Por una democracia de calidad
La encuesta del Centro de Estudios Públicos (CEP), publicada la semana pasada, informa que sólo un 49% de los encuestados señala que "la democracia es preferible a cualquier otra forma de gobierno", mientras que un 25% aseguró que "a la gente como uno, le da lo mismo un régimen democrático que uno autoritario". Estos bajos porcentajes de valoración ciudadana de la democracia son un llamado de atención para mejorar la calidad de nuestro sistema político.
Decía Winston Churchill que "la democracia es la peor forma de gobierno, exceptuando a todas las otras que han sido intentadas". Sin embargo, si la democracia consistiera únicamente en asegurar el poder de las mayorías, o en una simple plataforma electoral, tarde o temprano sería ineficaz y serviría de tránsito hacia formas de autoritarismo.
Para fortalecer la democracia es preciso entender que lo central o esencial en ella no es la voluntad de una mayoría sino el ejercicio "justo" del poder del pueblo. Cuando la voluntad mayoritaria carece de límites, la democracia pasa a ser "democradura", palabra acuñada por Rosanvallon, o tiranía de masas. La democracia justa, en cambio, nace en Grecia bajo la idea de que sólo la unanimidad es reflejo genuino de la voluntad de todos. Como esto no es posible en sociedades modernas, la unanimidad ha sido reemplazada por el voto de la mayoría, pero esta no podría asumir para sí la fuerza legitimadora de la unanimidad.
¿Significa entonces que la aprobación mayoritaria de leyes y de gobiernos no es democrática o legítima por falta de unanimidad? No, al contrario, el gobierno de la mayoría continúa siendo el menos imperfecto de todos, pero no corresponde atribuirle un sentido de representación total de la voluntad social. Esto sugiere comprender la democracia como mecanismo de fijación de mínimos posibilitadores del desarrollo de todos, incluso de aquellos que no comparten el parecer mayoritario. Esto exige que las decisiones democráticas deben promover y resguardar, en igualdad de condiciones, a las familias, corporaciones educativas, empresas, juntas vecinales, iglesias, pymes, asociaciones, clubes, sindicatos, etc., que forman el tejido social.
En consecuencia, es una mala democracia aquella fundada en la exclusión o discriminación de minorías de distinta índole, o de desprecio del aporte de la familia -primera escuela de virtudes- y de las asociaciones al bien común.
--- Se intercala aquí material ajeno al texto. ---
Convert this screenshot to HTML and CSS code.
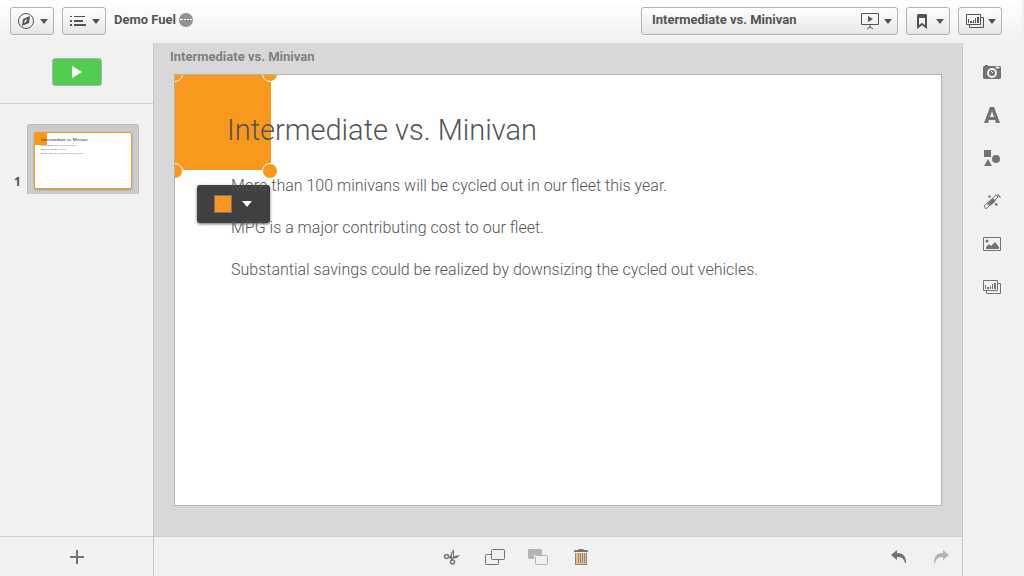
FILE: index.html
```html
<!DOCTYPE html>
<html lang="en">
<head>
<meta charset="utf-8">
<meta name="viewport" content="width=device-width, initial-scale=1">
<title>Intermediate vs. Minivan</title>
<link rel="stylesheet" href="styles.css">
</head>
<body>
<svg class="sprite" aria-hidden="true">
  <symbol id="charts" viewBox="0 0 20 16"><path d="M1.500 1.500h14v10h-14zM16 4.500h2.500v10h-14V12" fill="none" stroke="currentColor"/><path d="M3 6h1v4H3zM5 8h2v2H5zM8 7h1v3H8zM10 5h1v5h-1zM12 4h2v6h-2z" fill="currentColor"/></symbol>
</svg>
<div class="app">
  <header class="topbar">
    <button class="tool-button" type="button" aria-label="Navigation">
      <svg width="18" height="18" viewBox="0 0 18 18"><circle cx="9" cy="9" r="7.500" fill="none" stroke="currentColor"/><path d="M13 4l-1 7-7 3 1-7z" fill="currentColor"/><path d="M10 7l-1 3-2 1 1-3z" fill="#f4f4f4"/></svg>
      <span class="caret"></span>
    </button>
    <button class="tool-button" type="button" aria-label="Global menu">
      <svg width="18" height="18" viewBox="0 0 18 18"><path d="M1 4h2v1H1zM1 8h2v2H1zM1 12h2v2H1zM5 4h11v1H5zM5 8h9v2H5zM5 12h12v2H5z" fill="currentColor"/></svg>
      <span class="caret"></span>
    </button>
    <div class="app-name"><span>Demo Fuel</span>
      <svg width="14" height="14" viewBox="0 0 14 14"><circle cx="7" cy="7" r="7" fill="#929292"/><path d="M1 6h3v1H1zM5 6h2v1H5zM8 6h2v1H8zM11 6h2v1h-2z" fill="#fff"/></svg>
    </div>
    <button class="tool-button story-button" type="button">
      <span class="story-label">Intermediate vs. Minivan</span>
      <svg width="20" height="18" viewBox="0 0 20 18"><path d="M1.500 1.500h17v11h-17zM7 17l3-2 3 2M10 13v3" fill="none" stroke="currentColor"/><path d="M8 4l5 3-5 3z" fill="currentColor"/></svg>
      <span class="caret"></span>
    </button>
    <button class="tool-button" type="button" aria-label="Bookmarks">
      <svg width="18" height="18" viewBox="0 0 18 18"><path d="M5 5v10l4-3 4 3V5" fill="none" stroke="currentColor" stroke-width="2"/><path d="M4 3l1-1h8l1 1v3H4z" fill="currentColor"/></svg>
      <span class="caret"></span>
    </button>
    <button class="tool-button" type="button" aria-label="Sheets">
      <svg width="20" height="16"><use href="#charts"/></svg>
      <span class="caret"></span>
    </button>
  </header>
  <div class="workspace">
    <aside class="slides">
      <div class="play-area">
        <button class="play" type="button" aria-label="Play the story"><svg width="10" height="12" viewBox="0 0 10 12"><path d="M0 0l10 6-10 6z" fill="#fff"/></svg></button>
      </div>
      <ol class="slide-list">
        <li class="slide-item"><span class="slide-number">1</span>
          <a class="thumb-frame" href="#slide" aria-label="Slide 1">
            <span class="thumb"><span class="thumb-shape"></span>
              <span class="thumb-title">Intermediate vs. Minivan</span>
              <span class="thumb-text">More than 100 minivans will be cycled out in our fleet this year.</span>
              <span class="thumb-text">MPG is a major contributing cost to our fleet.</span>
              <span class="thumb-text">Substantial savings could be realized by downsizing the cycled out vehicles.</span>
            </span>
          </a>
        </li>
      </ol>
      <div class="add-bar"><button class="icon-button" type="button" aria-label="Add slide"><svg width="16" height="16" viewBox="0 0 16 16"><path d="M1 7h6V1h2v6h6v2H9v6H7V9H1z" fill="currentColor"/></svg></button></div>
    </aside>
    <main class="editor">
      <div class="stage">
        <h1 class="story-title">Intermediate vs. Minivan</h1>
        <section class="slide" id="slide">
          <div class="shape">
            <span class="handle handle-nw"></span><span class="handle handle-ne"></span><span class="handle handle-sw"></span><span class="handle handle-se"></span>
          </div>
          <button class="color-menu" type="button" aria-label="Shape color"><span class="swatch"></span><span class="caret"></span></button>
          <div class="slide-copy">
            <h2 class="slide-title">Intermediate vs. Minivan</h2>
            <p>More than 100 minivans will be cycled out in our fleet this year.</p>
            <p>MPG is a major contributing cost to our fleet.</p>
            <p>Substantial savings could be realized by downsizing the cycled out vehicles.</p>
          </div>
        </section>
      </div>
      <div class="edit-bar">
        <div class="edit-tools">
          <button class="icon-button" type="button" aria-label="Cut"><svg width="18" height="18" viewBox="0 0 18 18"><g fill="none" stroke="currentColor" stroke-width="1.500"><circle cx="3.500" cy="8.500" r="2"/><circle cx="9.500" cy="14" r="2"/><path d="M5.500 9l3 1M9 12l-1-3"/></g><path d="M7 9l1-4 3-4v7l6-1-3 3-6 1z" fill="currentColor"/><path d="M10 4v5l-1 1V6z" fill="#f1f1f1"/></svg></button>
          <button class="icon-button" type="button" aria-label="Copy"><svg width="20" height="16" viewBox="0 0 20 16"><path d="M7.500.500h11a1 1 0 011 1v8a1 1 0 01-1 1h-11a1 1 0 01-1-1v-8a1 1 0 011-1zM6 5.500H1.500a1 1 0 00-1 1v8a1 1 0 001 1h11a1 1 0 001-1V11" fill="none" stroke="currentColor"/></svg></button>
          <button class="icon-button" type="button" aria-label="Paste" disabled><svg width="20" height="16" viewBox="0 0 20 16"><path d="M1 0h12l1 1v5H6v4H1L0 9V1z" fill="currentColor"/><rect x="7.500" y="6.500" width="12" height="9" rx="1" fill="#f1f1f1" stroke="currentColor"/></svg></button>
          <button class="icon-button" type="button" aria-label="Delete"><svg width="14" height="18" viewBox="0 0 14 18"><path d="M0 4V3l1-1h3l1-1h4l1 1h3l1 1v1z" fill="currentColor"/><path d="M1 5h12v12H1z" fill="#eebf8a"/><path d="M1 5h1v11h10V5h1v12H1zM4 5h1v10H4zM6 5h1v10H6zM8 5h1v10H8zM10 5h1v10h-1z" fill="#8c8580"/></svg></button>
        </div>
        <div class="history">
          <button class="icon-button" type="button" aria-label="Undo"><svg width="16" height="14" viewBox="0 0 16 14"><path d="M0 5l6-5v3c6 0 9 3 9 10h-1c-1-4-3-6-8-6v3z" fill="currentColor"/></svg></button>
          <button class="icon-button" type="button" aria-label="Redo" disabled><svg width="16" height="14" viewBox="0 0 16 14"><path d="M16 5l-6-5v3C4 3 1 6 1 13h1c1-4 3-6 8-6v3z" fill="currentColor"/></svg></button>
        </div>
      </div>
    </main>
    <nav class="rail" aria-label="Story tools">
      <button class="icon-button" type="button" aria-label="Snapshot library"><svg width="20" height="16" viewBox="0 0 20 16"><path d="M2 2h1V1h3v1h12l1 1v11l-1 1H2l-1-1V3z" fill="currentColor"/><circle cx="10" cy="9" r="4" fill="none" stroke="#f1f1f1" stroke-width="2"/><path d="M9 7l2 2M14 3h3v1h-3z" stroke="#f1f1f1" fill="#f1f1f1"/></svg></button>
      <button class="icon-button" type="button" aria-label="Text objects"><svg width="18" height="18" viewBox="0 0 18 18"><path d="M7 1h4l6 16h-4l-1-3H6l-1 3H1zM9 5l-2 6h4z" fill="currentColor" fill-rule="evenodd"/></svg></button>
      <button class="icon-button" type="button" aria-label="Shapes"><svg width="18" height="18" viewBox="0 0 18 18"><path d="M1 1h7v7H1zM5 10l4 7H1z" fill="currentColor"/><circle cx="13" cy="10" r="4" fill="currentColor"/></svg></button>
      <button class="icon-button" type="button" aria-label="Effects"><svg width="20" height="18" viewBox="0 0 20 18"><path d="M2 14L14 3l2 2L4 17z" fill="none" stroke="currentColor"/><path d="M5 12l6-6 3 3-6 5z" fill="currentColor"/><path d="M7 3l2 1-1 2-2-1zM16 2l3 3-1 1-3-3zM13 11l3 1-1 2-2-1z" fill="currentColor"/></svg></button>
      <button class="icon-button" type="button" aria-label="Media objects"><svg width="20" height="16" viewBox="0 0 20 16"><path d="M1.500 1.500h17v13h-17z" fill="none" stroke="currentColor"/><path d="M4 13v-2l3-3 2 2 4-4 4 5v2z" fill="currentColor"/><circle cx="5" cy="5" r="1.500" fill="currentColor"/></svg></button>
      <button class="icon-button" type="button" aria-label="Sheet library"><svg width="20" height="16"><use href="#charts"/></svg></button>
    </nav>
  </div>
</div>
</body>
</html>
```
FILE: styles.css
```css
* { box-sizing: border-box; }
body { margin: 0; font-family: Roboto, "Noto Sans", sans-serif; color: #545454; background: #f1f1f1; }
button { font: inherit; color: inherit; padding: 0; border: 0; background: none; }
svg { display: block; flex: none; }
.sprite { position: absolute; width: 0; height: 0; }
.app { display: flex; flex-direction: column; min-height: 100vh; }
.topbar { display: flex; align-items: center; gap: 8px; height: 43px; margin-right: 2px; padding: 0 20px 1px 10px; background: linear-gradient(#fff, #f1f1f1); }
.tool-button { display: flex; align-items: center; justify-content: space-between; width: 44px; height: 28px; padding: 0 5px 0 6px; border: 1px solid #b3b3b3; border-radius: 3px; background: linear-gradient(#fff, #e6e6e6); }
.caret { flex: none; border: 4px solid transparent; border-top: 5px solid currentColor; border-bottom: 0; }
.app-name { display: flex; align-items: center; gap: 3px; margin-right: auto; font-size: 13px; line-height: 14px; font-weight: 700; padding-bottom: 2px; }
.story-button { width: 257px; padding-left: 10px; gap: 4px; }
.story-label { flex: 1; text-align: left; font-size: 13px; font-weight: 700; line-height: 14px; padding-bottom: 2px; }
.workspace { flex: 1; display: flex; }
.slides { display: flex; flex-direction: column; width: 154px; border-right: 1px solid #c8c8c8; }
.play-area { display: flex; justify-content: center; padding: 15px 0 17px; border-bottom: 1px solid #ccc; }
.play { display: flex; align-items: center; justify-content: center; width: 50px; height: 28px; border: 1px solid #b3b3b3; border-radius: 3px; background: #52cc52; }
.slide-list { flex: 1; margin: 0; padding: 20px 14px; list-style: none; }
.slide-item { display: flex; align-items: flex-end; }
.slide-number { width: 13px; padding-bottom: 4px; font-family: "Noto Sans", sans-serif; font-size: 12px; line-height: 16px; font-weight: 700; }
.thumb-frame { flex: 1; padding: 7px 6px 5px; border: 1px solid #bebebe; border-bottom: 0; border-radius: 3px 3px 0 0; background: #cbcbcb; color: inherit; text-decoration: none; }
.thumb { position: relative; display: block; height: 57px; padding: 3px 0 0 6px; border: 1px solid #f8981d; border-radius: 2px; background: #fff; box-shadow: 0 1px 2px #999; overflow: hidden; white-space: nowrap; }
.thumb-shape { position: absolute; top: 0; left: 0; width: 12px; height: 12px; background: #f8981d; }
.thumb-title, .thumb-text { position: relative; display: block; }
.thumb-title { font-family: "Noto Sans", sans-serif; font-size: 4px; line-height: 8px; color: #222; }
.thumb-text { font-family: "DejaVu Sans", sans-serif; font-size: 1px; line-height: 4px; font-weight: 700; color: #000; }
.add-bar { display: flex; align-items: center; justify-content: center; height: 40px; border-top: 1px solid #ccc; }
.icon-button { display: flex; align-items: center; justify-content: center; width: 20px; height: 20px; color: #737373; }
.icon-button:disabled { color: #b3b3b3; }
.editor { flex: 1; display: flex; flex-direction: column; min-width: 0; }
.stage { flex: 1; display: flex; flex-direction: column; padding: 4px 20px 30px; background: #d8d8d8; }
.story-title { margin: 0 0 7px; text-indent: -4px; color: #808080; font-size: 13px; line-height: 20px; font-weight: 700; }
.slide { position: relative; flex: 1; border: 1px solid #b3b3b3; background: #fff; overflow: hidden; }
.shape { position: absolute; top: 0; left: 0; width: 96px; height: 95px; background: #f8981d; }
.handle { position: absolute; width: 16px; height: 16px; border: 1px solid #fff; border-radius: 50%; background: #f8981d; }
.handle-nw { top: -9px; left: -8px; }
.handle-ne { top: -9px; right: -7px; }
.handle-sw { bottom: -9px; left: -8px; }
.handle-se { bottom: -9px; right: -7px; }
.color-menu { position: absolute; top: 110px; left: 22px; display: flex; align-items: center; gap: 10px; width: 73px; height: 38px; padding-left: 17px; border-radius: 3px; background: #404040; color: #fff; box-shadow: 0 1px 3px #666; }
.color-menu .caret { border-width: 6px 5px 0; }
.swatch { width: 18px; height: 18px; border: 1px solid #737373; background: #f8981d; }
.slide-copy { position: relative; padding: 35px 20px 20px 56px; pointer-events: none; }
.slide-title { margin: 0 0 24px -4px; font-size: 29px; line-height: 40px; font-weight: 300; }
.slide-copy p { margin: 0 0 18px; font-size: 16px; line-height: 24px; font-weight: 300; }
.edit-bar { display: flex; align-items: center; height: 40px; border-top: 1px solid #ccc; padding: 0 11px; }
.edit-tools { display: flex; flex: 1; justify-content: center; gap: 23px; padding-right: 22px; }
.history { display: flex; gap: 22px; }
.rail { display: flex; flex-direction: column; align-items: center; gap: 23px; width: 62px; padding-top: 19px; padding-right: 3px; border-left: 1px solid #c8c8c8; }
```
Resalta aquí otro resultado de la encuesta CEP. Un 53% de los encuestados dijo que la principal responsabilidad por el sustento económico de las personas está en las personas mismas y no en el Estado, versus un 17% que opinó lo contrario. Esta es señal inequívoca de que una gran mayoría de chilenos quiere un Estado que regule, fiscalice y apoye el emprendimiento privado, pero no que lo sustituya o reemplace.
Tampoco hay buena democracia cuando el sistema político cae en desprestigio por la ineficacia de sus directivos. La discusión constitucional que se avecina debería hacerse cargo de la falta de legitimidad de nuestras instituciones, principal factor de minusvaloración de la democracia. Asoman aquí la atomización de los partidos políticos, el nombramiento de autoridades sin concurso público o idoneidad suficiente, y la desregulación en materia de probidad y conflictos de interés, entre otras.
La democracia es la mejor defensa frente a los riesgos de autoritarismo y de totalitarismo, cuando logramos que funcione bien. La encuesta CEP demuestra que nuestra democracia muestra síntomas de enfermedad. Estamos a tiempo de remediar.